Section 10409 of the Patient Protection and Affordability Care Act (P.L. 111-148)
For cancers in adults, the biotechnology and pharmaceutical industries assume responsibility for developing and testing new anti-cancer drugs based on biological discoveries about how cancer works. For childhood cancers, there is no sector or system responsible for bringing exciting new laboratory findings into medicines for children. This is in large part because children with cancer comprise a small patient population that provides little in the way of financial incentive for product developers. As knowledge about the underlying biology of cancer has mushroomed in the past 10 years, it has become clear that steps must be taken to bring new insights about molecular pathways of cancer into a new generation of more effective, safer treatments. What is routinely referred to as the "Valley of Death," the chasm between research focused on the discovery and research to develop new anti-cancer therapies, is a chasm that requires a fresh approach in order to bring medicines to patients where there is no commercial interest.
A new funding mechanism, the Cures Acceleration Network (CAN) was recently authorized as part of the Patient Protection and Affordability Care Act (PPACA) to address this very issue.
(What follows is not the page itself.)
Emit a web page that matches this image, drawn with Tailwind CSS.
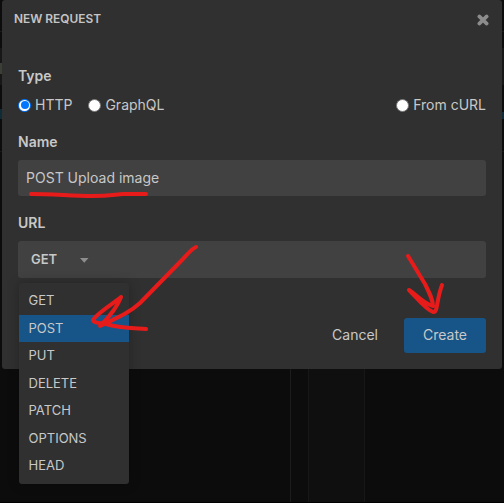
<!DOCTYPE html>
<html lang="en">
<head>
<meta charset="utf-8">
<title>New Request</title>
<script src="https://cdn.jsdelivr.net/npm/@tailwindcss/browser@4"></script>
</head>
<body class="relative h-[503px] w-[504px] overflow-hidden bg-[#0c0c0c] font-['Inter',sans-serif] text-sm text-[#c8c8c8]">
<!-- Dimmed application behind the dialog -->
<div class="absolute inset-0 flex flex-col">
  <div class="h-8 border-b border-[#1b1b1b]"></div>
  <div class="h-4"></div>
  <div class="h-[37px] bg-[#171717]"></div>
  <div class="h-[67px] border-b border-[#181818]"></div>
  <div class="flex flex-1 border-b border-black">
    <div class="w-[291px] border-r border-[#1c1c1c]"></div>
    <div class="w-[17px]"></div>
    <div class="w-[57px] border-x border-[#171717] bg-[#0f0f0f]"></div>
  </div>
</div>
<div class="absolute top-[63px] left-0 h-[11px] w-[2px] bg-[#3c3f35]"></div>
<div class="absolute top-[109px] left-0 h-[10px] w-[2px] bg-[#0d2c38]"></div>
<div class="absolute top-[112px] left-[502px] h-[7px] w-[2px] bg-[#122b38]"></div>

<main class="relative ml-[2px] flex h-[369px] w-[500px] flex-col rounded-[3px] bg-[#303030]">
  <header class="flex h-[38px] items-center justify-between pr-[13px] pl-3">
    <h1 class="pb-[2px] text-[11.9px] font-semibold text-[#c4c4c4]">NEW REQUEST</h1>
    <button aria-label="Close"><svg class="mt-px block" width="12" height="12" viewBox="0 0 12 12" fill="none" stroke="#8c8c8c" stroke-width="3.6" stroke-linecap="round"><path d="M2.3 2.4 9.7 9.6M9.7 2.4 2.3 9.6"/></svg></button>
  </header>
  <form class="flex flex-col px-4 pt-[28px]">
    <h2 class="h-5 leading-5 font-semibold">Type</h2>
    <div class="mt-2 flex h-[22px] items-center leading-5">
      <label class="flex items-center gap-[4px]"><span class="flex size-[13px] items-center justify-center rounded-full bg-[#0075ff]"><span class="flex size-[11px] items-center justify-center rounded-full bg-white"><span class="size-[8px] rounded-full bg-[#0075ff]"></span></span></span>HTTP</label>
      <label class="ml-4 flex items-center gap-[4px]"><span class="size-[13px] rounded-full border border-[#767676] bg-white"></span>GraphQL</label>
      <label class="ml-auto flex items-center gap-[4px]"><span class="size-[13px] rounded-full border border-[#767676] bg-white"></span>From cURL</label>
    </div>
    <h2 class="mt-4 h-5 leading-5 font-semibold">Name</h2>
    <div class="mt-2 flex h-9 items-center rounded-[3px] bg-[#414141] px-2">POST Upload image</div>
    <h2 class="mt-[17px] h-5 leading-5 font-semibold">URL</h2>
    <div class="mt-2 flex h-[37px] items-center rounded-[3px] bg-[#414141] pl-[13px]">
      <span class="w-[49px] text-[13px] font-semibold">GET</span>
      <svg class="mt-[2px]" width="9" height="5" viewBox="0 0 9 5"><path d="M0 0h8.5L4.25 4.8Z" fill="#8e8e8e"/></svg>
    </div>
    <div class="mt-10 flex h-[35px] items-center justify-end">
      <button class="mr-[26px] pb-[2px]">Cancel</button>
      <button class="h-full w-[82px] rounded-[3px] bg-[#175487] pb-[2px]">Create</button>
    </div>
  </form>
</main>

<ul class="absolute top-[283px] left-[19px] h-[201px] w-[110px] rounded-[3px] bg-[#303030] pt-1 text-[13px] leading-[26px] shadow-[0_0_12px_rgba(0,0,0,0.25)]">
  <li class="h-[28px] pl-[9.5px]">GET</li>
  <li class="h-[27px] bg-[#175487] pl-[9.5px]">POST</li>
  <li class="h-[28px] pl-[9.5px]">PUT</li>
  <li class="h-[27px] pl-[9.5px]">DELETE</li>
  <li class="h-[28px] pl-[9.5px]">PATCH</li>
  <li class="h-[27px] pl-[9.5px]">OPTIONS</li>
  <li class="h-[28px] pl-[9.5px]">HEAD</li>
</ul>

<!-- Hand-drawn annotations -->
<svg class="pointer-events-none absolute inset-0" width="504" height="503" viewBox="0 0 504 503" fill="none" stroke="#e81b1b" stroke-width="4" stroke-linecap="round" stroke-linejoin="round">
  <path d="M31 194C53 194 72 196 92 196S116 194 124 194H146"/>
  <path d="M196 247C191 249 187 255 180 262L140 303C129 313 119 317 100 326C106 320 117 308 121 297C114 303 96 314 93 320C93 323 101 323 106 324C118 328 132 328 146 329"/>
  <path d="M408 256L425 284C430 294 433 300 433 306C425 304 419 297 409 290C416 297 425 309 433 312C438 313 436 301 442 285"/>
</svg>
</body>
</html>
CAN offers a mechanism that could directly facilitate the pace of new therapy development for childhood cancers. CAN establishes a new office in the NIH Directorate to make grants to help facilitate the process of turning new discoveries into new therapies. A board of 24 members from research, FDA, venture capital, patient advocacy groups and others will help coordinate NIH research funded activity with FDA mechanisms of drug approval. Through the CAN funding mechanism, national experts will be able to lend their expertise in a systematic way to solving the complex preclinical development necessary to bridge the "Valley of Death" in drug development for childhood cancers.
The Children's Cause for Cancer Advocacy supports $500 million in appropriations for Fiscal Year 2011 that the PPACA authorizes for the Cures Acceleration Network, joining cancer and other small disease groups. We urge Congress to meet its stated commitment to improved quality of care for patients through health care reform by fully funding this provision that promises to accelerate access to safer, more effective therapies, particularly those for which the commercial market remains inadequate.